PBS probes pressures buffeting big media

PBS probes pressures buffeting big media
 
Alex Strachan
The Ottawa Citizen
Al Pacino played him in the movie The Insider, but in truth Lowell Bergman looks nothing like Pacino.

The veteran journalist, a former producer at 60 Minutes and Mike Wallace’s field producer, facilitator and comrade-in-arms on the TV newsmagazine’s ill-fated 1996 story on Big Tobacco and whistleblower Jeffrey Wigand, is struck by the irony of his life being turned into fodder for a Big Hollywood Movie.

The disconnect between perception and reality is the underlying theme of much of Bergman’s post-60 Minutes journalism.

And when viewers sit down to a four-part PBS Frontline series on the state of news today, they will see how easily journalism’s mantra of “what you need to know” can become “what you want to hear.”

News Wars: Secrets, Spin and the Future of News debuts tonight (9 p.m.) with a two-part segment called Secrets, Sources & Spin.

It’s about how the mainstream media covered — or failed to cover — the buildup to the war in Iraq, and how the use of anonymous sources, strategic leaks to the press and the adversarial relationship between the Bush administration and the media shaped the news that viewers, and newspaper readers, saw at home.

Bergman and Frontline producers Raney Aronson and David Fanning conducted more than 80 interviews with newspaper columnists, TV news anchors, media analysts and journalism professors.

The program recounts the recent history of American journalism, from the heady idealism of the post-Watergate days to the present-day scandals at The New York Times and other newspapers, from reporters being threatened with jail for refusing to identify their sources and the obstacles posed by media handlers who exchange access for friendly questions to the realities of the changing market economy.

“The economic foundations of the newsgathering organizations that most [reporters] work for are in question, as are your jobs, your salaries, your perks and your future,” Bergman told reporters at last month’s meeting of the Television Critics Association in Pasadena, California.

“And that, in turn, has an effect on the ability of organizations who actually do the kind of watchdog reporting that we like to think is the foundation of our business.”

Bergman noted that as the traditional news media’s core audience grows older, the number of viewers and newspaper readers is declining. He cited a recent study by New York University that claims a majority of Americans under the age of 25 now get their news online or from “fake newscasts” like The Daily Show and The Colbert Report.

In the third program in the series, News War: What’s Happening to the News, Bergman examines the pressure for profits at network news divisions in the face of increased competition from cable TV and the Internet.

The program features an interview with Daily Show head writer David Javerbaum, in which Javerbaum says that when viewers look to The Daily Show as a source of news, “that’s 100-per-cent indicative of other people’s failure and not our success.”

As news executives counter by making traditional news more user-friendly, traditional reporters fret that the future of serious newsgathering is at serious risk, as former Nightline anchor Ted Koppel told Frontline.

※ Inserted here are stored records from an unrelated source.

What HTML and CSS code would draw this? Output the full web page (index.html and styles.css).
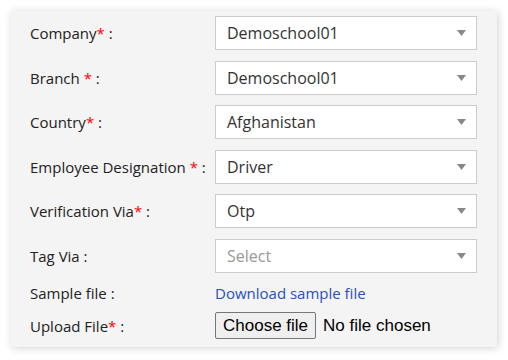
FILE: index.html
```html
<!DOCTYPE html>
<html lang="en">
<head>
  <meta charset="UTF-8" />
  <meta name="viewport" content="width=device-width, initial-scale=1" />
  <title>Employee Upload</title>
  <link rel="stylesheet" href="styles.css">
</head>
<body>

  <div class="panel">
    <div class="form-row">
      <label class="form-label">Company<span class="req">*</span> :</label>
      <div class="select">
        <span>Demoschool01</span>
        <svg class="caret" width="9" height="6" viewBox="0 0 9 6"><path d="M0 0h9L4.5 6z" fill="#888"/></svg>
      </div>
    </div>

    <div class="form-row">
      <label class="form-label">Branch <span class="req">*</span> :</label>
      <div class="select">
        <span>Demoschool01</span>
        <svg class="caret" width="9" height="6" viewBox="0 0 9 6"><path d="M0 0h9L4.5 6z" fill="#888"/></svg>
      </div>
    </div>

    <div class="form-row">
      <label class="form-label">Country<span class="req">*</span> :</label>
      <div class="select">
        <span>Afghanistan</span>
        <svg class="caret" width="9" height="6" viewBox="0 0 9 6"><path d="M0 0h9L4.5 6z" fill="#888"/></svg>
      </div>
    </div>

    <div class="form-row">
      <label class="form-label">Employee Designation <span class="req">*</span> :</label>
      <div class="select">
        <span>Driver</span>
        <svg class="caret" width="9" height="6" viewBox="0 0 9 6"><path d="M0 0h9L4.5 6z" fill="#888"/></svg>
      </div>
    </div>

    <div class="form-row">
      <label class="form-label">Verification Via<span class="req">*</span> :</label>
      <div class="select">
        <span>Otp</span>
        <svg class="caret" width="9" height="6" viewBox="0 0 9 6"><path d="M0 0h9L4.5 6z" fill="#888"/></svg>
      </div>
    </div>

    <div class="form-row">
      <label class="form-label">Tag Via :</label>
      <div class="select placeholder">
        <span>Select</span>
        <svg class="caret" width="9" height="6" viewBox="0 0 9 6"><path d="M0 0h9L4.5 6z" fill="#888"/></svg>
      </div>
    </div>

    <div class="form-row small">
      <label class="form-label">Sample file :</label>
      <a href="#" class="download-link">Download sample file</a>
    </div>

    <div class="form-row upload">
      <label class="form-label">Upload File<span class="req">*</span> :</label>
      <div class="file-input">
        <button type="button" class="file-btn">Choose file</button>
        <span class="file-name">No file chosen</span>
      </div>
    </div>
  </div>

</body>
</html>
```

FILE: styles.css
```css
* {
  box-sizing: border-box;
}
body {
  margin: 0;
  padding: 11px;
  background: #fff;
  font-family: 'Open Sans', sans-serif;
  color: #222;
}

.panel {
  width: 486px;
  height: 336px;
  background: #f4f4f4;
  padding: 5px 20px 8px 19px;
  box-shadow: 1px 1px 8px rgb(0 0 0 / 0.18);
}

.form-row {
  display: flex;
  align-items: center;
  height: 34px;
  margin-bottom: 10.5px;
}
.form-row.small {
  height: 20px;
  margin-bottom: 9px;
}
.form-row.upload {
  height: 27px;
  margin-bottom: 0;
}

.form-label {
  width: 185px;
  flex-shrink: 0;
  font-size: 15px;
  color: #222;
}
.req {
  color: #f00;
}

.select {
  flex: 1;
  height: 34px;
  display: flex;
  align-items: center;
  justify-content: space-between;
  background: #fff;
  border: 1px solid #ccc;
  padding: 0 10px 0 11px;
  font-size: 16px;
  color: #333;
}
.select.placeholder {
  color: #999;
}
.caret {
  display: block;
}

.download-link {
  font-size: 15px;
  color: #2a4fbf;
  text-decoration: none;
}

.file-input {
  display: flex;
  align-items: center;
  font-family: 'Liberation Sans', Arial, sans-serif;
  font-size: 17px;
}
.file-btn {
  height: 27px;
  padding: 0 7px;
  background: #efefef;
  border: 1px solid #767676;
  border-radius: 2px;
  font-family: 'Liberation Sans', Arial, sans-serif;
  font-size: 17px;
  color: #000;
}
.file-name {
  margin-left: 7px;
  color: #000;
}
```
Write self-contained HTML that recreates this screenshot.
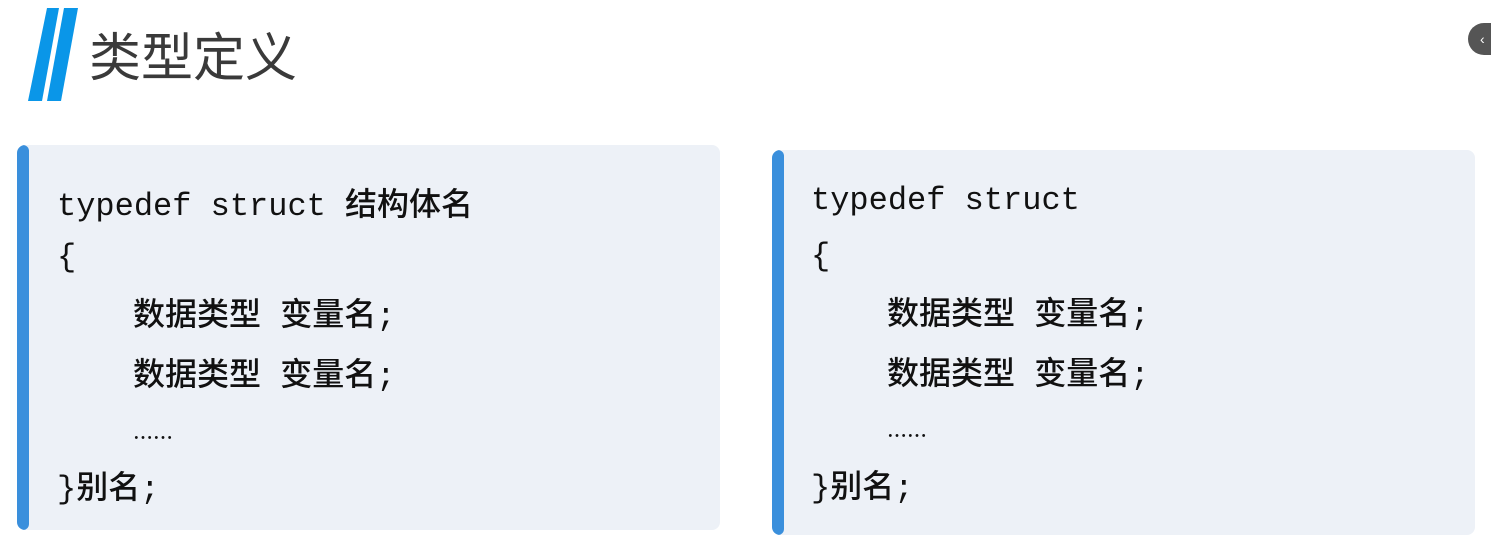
<!DOCTYPE html>
<html><head><meta charset="utf-8"><style>
body{margin:0;width:1491px;height:554px;background:#fff;position:relative;overflow:hidden;font-family:"Liberation Sans","Noto Sans CJK SC",sans-serif}
.title{position:absolute;left:89px;top:22px;font-size:52px;color:#3a3a3a;letter-spacing:0px;font-family:"Noto Sans CJK SC",sans-serif;font-weight:400;line-height:64px}
.box{position:absolute;background:#edf1f7;border-radius:8px;overflow:hidden}
.box:before{content:"";position:absolute;left:0;top:0;bottom:0;width:12px;background:#3a8fdc;border-radius:6px}
.l{position:absolute;white-space:pre;font-family:"Liberation Mono","Noto Sans CJK SC",monospace;font-size:32px;color:#111;line-height:40px}
.c{font-family:"Noto Sans CJK SC",sans-serif;font-size:32px;font-weight:500}
</style></head><body>
<svg style="position:absolute;left:0;top:0" width="100" height="110"><polygon points="47,8 59,8 42,101 28,101" fill="#0a96e8"/><polygon points="64,8 78,8 61,101 47,101" fill="#0a96e8"/></svg>
<div class="title">类型定义</div>
<div style="position:absolute;left:1468px;top:23px;width:40px;height:32px;border-radius:16px;background:#555;color:#fff;font-size:14px;line-height:32px;padding-left:12px;box-sizing:border-box">‹</div>

<div class="box" style="left:17px;top:145px;width:703px;height:385px">
<div class="l" style="left:40px;top:37px">typedef struct <span class="c">结构体名</span></div>
<div class="l" style="left:40px;top:93px">{</div>
<div class="l" style="left:116px;top:147px"><span class="c">数据类型</span> <span class="c">变量名</span>;</div>
<div class="l" style="left:116px;top:207px"><span class="c">数据类型</span> <span class="c">变量名</span>;</div>
<div class="l" style="left:116px;top:272px"><span class="c" style="font-size:20px">……</span></div>
<div class="l" style="left:40px;top:320px">}<span class="c">别名</span>;</div>
</div>

<div class="box" style="left:772px;top:150px;width:703px;height:385px">
<div class="l" style="left:39px;top:31px">typedef struct</div>
<div class="l" style="left:39px;top:87px">{</div>
<div class="l" style="left:115px;top:141px"><span class="c">数据类型</span> <span class="c">变量名</span>;</div>
<div class="l" style="left:115px;top:201px"><span class="c">数据类型</span> <span class="c">变量名</span>;</div>
<div class="l" style="left:115px;top:265px"><span class="c" style="font-size:20px">……</span></div>
<div class="l" style="left:39px;top:314px">}<span class="c">别名</span>;</div>
</div>
</body></html>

“To the extent that we are now judging journalism by the same standards of entertainment,” Koppel says in the program, “that may prove to be one of the greatest tragedies in the history of American journalism.”

Bergman interviewed former Los Angeles Times managing editor Dean Baquet, who was fired after he refused to lay off more reporters than had been cut already in a previous round of layoffs at the embattled newspaper.

“The people who own newspapers are beholden to shareholders,” Baquet told Frontline. “They want for the paper to be highly profitable. And sometimes that view of what a newspaper is supposed to be, and my view, which is that a newspaper is a public trust, come into conflict.”

The program also cites the counter view, that of a major investor in a firm that has part ownership in the Times, that the paper needs to rethink its role by becoming more local and less national.

“There is a role for probably three national newspapers,” investor Charles Brobinskoy tells Frontline, and names The Wall Street Journal, USA Today and The New York Times. “We don’t think there’s any demand for a fourth.”

The irony, according to Bergman, is that the newspaper business continues to be profitable. “Most newspapers are great businesses producing tremendous amounts of cash,” Bergman said. “The Los Angeles Times produces more than $1 billion a year in revenue at a more than 20 per-cent-profit. That’s twice the Fortune 500 average, at least.

“So, one of the questions that I asked over and over again, of everybody I could get my hands on, was: How can an industry that produces so much cash be in so much trouble?”

The answer, Bergman says, is complicated.

“It appears that at one time newspapers, when they were privately owned — with some private news organizations, it’s hard to tell how much money they make — were making 30-, 40-, 50-per-cent profit. They were huge cash cows. That’s why investors wanted a piece of them. So they went public.

“Now, they’re at the other end of that bargain. The investors don’t see the 30-, 40-per-cent profits they were used to getting every year. And so you have somebody like Warren Buffett saying, last year at his shareholders’ meeting, that newspapers are not only in decline, it’s an industry that may go out of business.”